According to Schwarzman, bank regulators failed banks before the financial crisis in 2008 and then stifled the banks' recovery in Europe after the crisis was over. Some of the financial regulators before the crisis did not do their jobs properly and actions since also had undesirable effects.
"Regulations has made the world more dangerous", Scharzman said. "I don't have as much faith that just putting things into the hands of regulators gives remarkable outcomes." He added that regulation was the reason Blackstone decided against buying a Swiss bank during the crisis when the industry was "on its knees" and "beaten up".

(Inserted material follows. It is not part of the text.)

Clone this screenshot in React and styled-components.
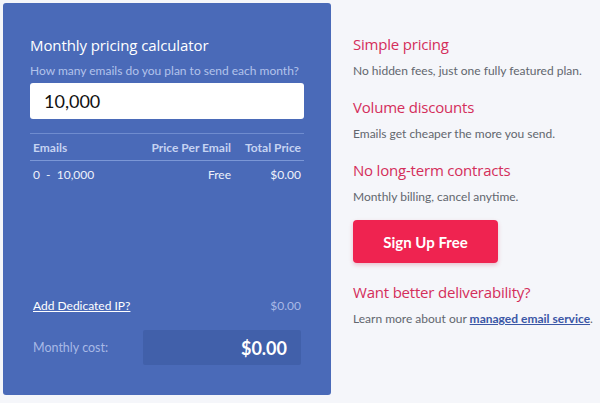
import React from 'react';
import styled, { createGlobalStyle } from 'styled-components';

const GlobalStyle = createGlobalStyle`
  html, body {
    margin: 0;
    padding: 0;
    background: #f5f6fa;
  }
  body {
    font-family: 'Lato', 'Liberation Sans', sans-serif;
  }
`;

const Page = styled.div`
  display: flex;
  gap: 22px;
  padding: 3px;
  width: 600px;
  height: 403px;
  box-sizing: border-box;
`;

const Panel = styled.div`
  width: 328px;
  height: 392px;
  box-sizing: border-box;
  background: #4a6ab8;
  border-radius: 3px;
  padding: 30px 27px 30px 27px;
  display: flex;
  flex-direction: column;
  color: #fff;
`;

const Title = styled.h2`
  margin: 0;
  font-family: 'Open Sans', sans-serif;
  font-weight: 400;
  font-size: 15px;
  line-height: 24px;
  letter-spacing: -0.1px;
`;

const Hint = styled.div`
  font-size: 12px;
  line-height: 16px;
  color: #b3c3eb;
  margin-top: 6px;
`;

const AmountInput = styled.input`
  margin-top: 4px;
  height: 36px;
  box-sizing: border-box;
  border: none;
  border-radius: 3px;
  padding: 0 14px;
  font-family: 'Lato', sans-serif;
  font-size: 18px;
  color: #111;
  outline: none;
`;

const Table = styled.div`
  margin-top: 14px;
  border-top: 1px solid #6f8ccf;
`;

const Row = styled.div`
  display: grid;
  grid-template-columns: 1fr 110px 70px;
  align-items: center;
  height: 26px;
  padding: 0 3px;
  font-size: 12px;
  color: ${(p) => (p.head ? '#c6d3f2' : '#eef2fb')};
  font-weight: ${(p) => (p.head ? 700 : 400)};
  border-bottom: ${(p) => (p.head ? '1px solid #7b97d6' : 'none')};
`;

const Cell = styled.span`
  text-align: ${(p) => (p.right ? 'right' : 'left')};
  white-space: nowrap;
`;

const Spacer = styled.div`
  flex: 1;
`;

const LineItem = styled.div`
  display: flex;
  justify-content: space-between;
  align-items: center;
  padding: 0 3px;
  font-size: 12px;
`;

const IpLink = styled.a`
  color: #fff;
  text-decoration: underline;
`;

const Muted = styled.span`
  color: #a8b9e6;
`;

const TotalRow = styled.div`
  display: flex;
  align-items: center;
  justify-content: space-between;
  margin-top: 17px;
  padding: 0 3px;
  font-size: 12.5px;
`;

const TotalBox = styled.div`
  width: 158px;
  height: 35px;
  box-sizing: border-box;
  background: #4160aa;
  border-radius: 2px;
  display: flex;
  align-items: center;
  justify-content: flex-end;
  padding-right: 14px;
  font-size: 18px;
  font-weight: 700;
  color: #fff;
`;

const Side = styled.div`
  padding-top: 30px;
  display: flex;
  flex-direction: column;
`;

const Heading = styled.h3`
  margin: 0;
  font-family: 'Open Sans', sans-serif;
  font-weight: 400;
  font-size: 15px;
  line-height: 22px;
  color: #d42e5a;
  letter-spacing: -0.2px;
`;

const Text = styled.p`
  margin: 8px 0 17px;
  font-size: 12px;
  line-height: 16px;
  color: #62666e;
`;

const SignUp = styled.button`
  align-self: flex-start;
  margin: -2px 0 18px;
  width: 145px;
  height: 43px;
  border: none;
  border-radius: 4px;
  background: #ef2350;
  color: #fff;
  font-family: 'Lato', sans-serif;
  font-size: 15px;
  font-weight: 700;
  box-shadow: 0 2px 4px rgba(200, 30, 70, 0.25);
  cursor: pointer;
`;

const ServiceLink = styled.a`
  color: #3b57a6;
  font-weight: 700;
  text-decoration: underline;
`;

const App = () => {
  return (
    <>
      <GlobalStyle />
      <Page>
        <Panel>
          <Title>Monthly pricing calculator</Title>
          <Hint>How many emails do you plan to send each month?</Hint>
          <AmountInput defaultValue="10,000" />
          <Table>
            <Row head>
              <Cell>Emails</Cell>
              <Cell right>Price Per Email</Cell>
              <Cell right>Total Price</Cell>
            </Row>
            <Row>
              <Cell>0 &nbsp;- &nbsp;10,000</Cell>
              <Cell right>Free</Cell>
              <Cell right>$0.00</Cell>
            </Row>
          </Table>
          <Spacer />
          <LineItem>
            <IpLink href="#">Add Dedicated IP?</IpLink>
            <Muted>$0.00</Muted>
          </LineItem>
          <TotalRow>
            <Muted>Monthly cost:</Muted>
            <TotalBox>$0.00</TotalBox>
          </TotalRow>
        </Panel>
        <Side>
          <Heading>Simple pricing</Heading>
          <Text>No hidden fees, just one fully featured plan.</Text>
          <Heading>Volume discounts</Heading>
          <Text>Emails get cheaper the more you send.</Text>
          <Heading>No long-term contracts</Heading>
          <Text>Monthly billing, cancel anytime.</Text>
          <SignUp>Sign Up Free</SignUp>
          <Heading>Want better deliverability?</Heading>
          <Text>
            Learn more about our <ServiceLink href="#">managed email service</ServiceLink>.
          </Text>
        </Side>
      </Page>
    </>
  );
};

export default App;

"European banks are in such a state of delayed recovery; I don't know what they were doing for years - it's a mystery to me", the Blackstone CEO said. According to him, the banking regulation was successfully reformed, with the result that lending to small- and medium sized enterprises is well underway. In Europe there is a lot of money available, "but you simply can't get to it".
"Please don't say that we over-regulated the banks", Dijsselbloem responded. According to the Eurogroup chairman, the difference between private equity firms and banks is that when private equity firms suffer a loss, it is very clear who carries the loss. But with the banks, when major losses occurred they were pushed to the public side. "And governments had to step in and at an extreme price for tax payers and with a massive negative effect on the real economy and we're still dealing with it now." He added that it's not just Europe, "we've come out of the crisis later", but a lot of households in America are also still dealing with it now.
"I would rather say that we still have a number of issues to deal with to make the banks be able to support economic growth again. Rather than saying the regulatory regimes that have been put in place are smothering the economic activity." Dijsselbloem said. "I think it's actually the opposite. What's smothering the the economic recovery in Europe still now, is the effects of a financial crisis that was caused not by over-regulating the banks. I'm sure you can't make that point."
The panel also featured Brian Moynihan, CEO of Bank of America Corp., Bill winters, CEO of Standard Chartered Plc, and Min Zhu, deputy managing director of the International Monetary Fund.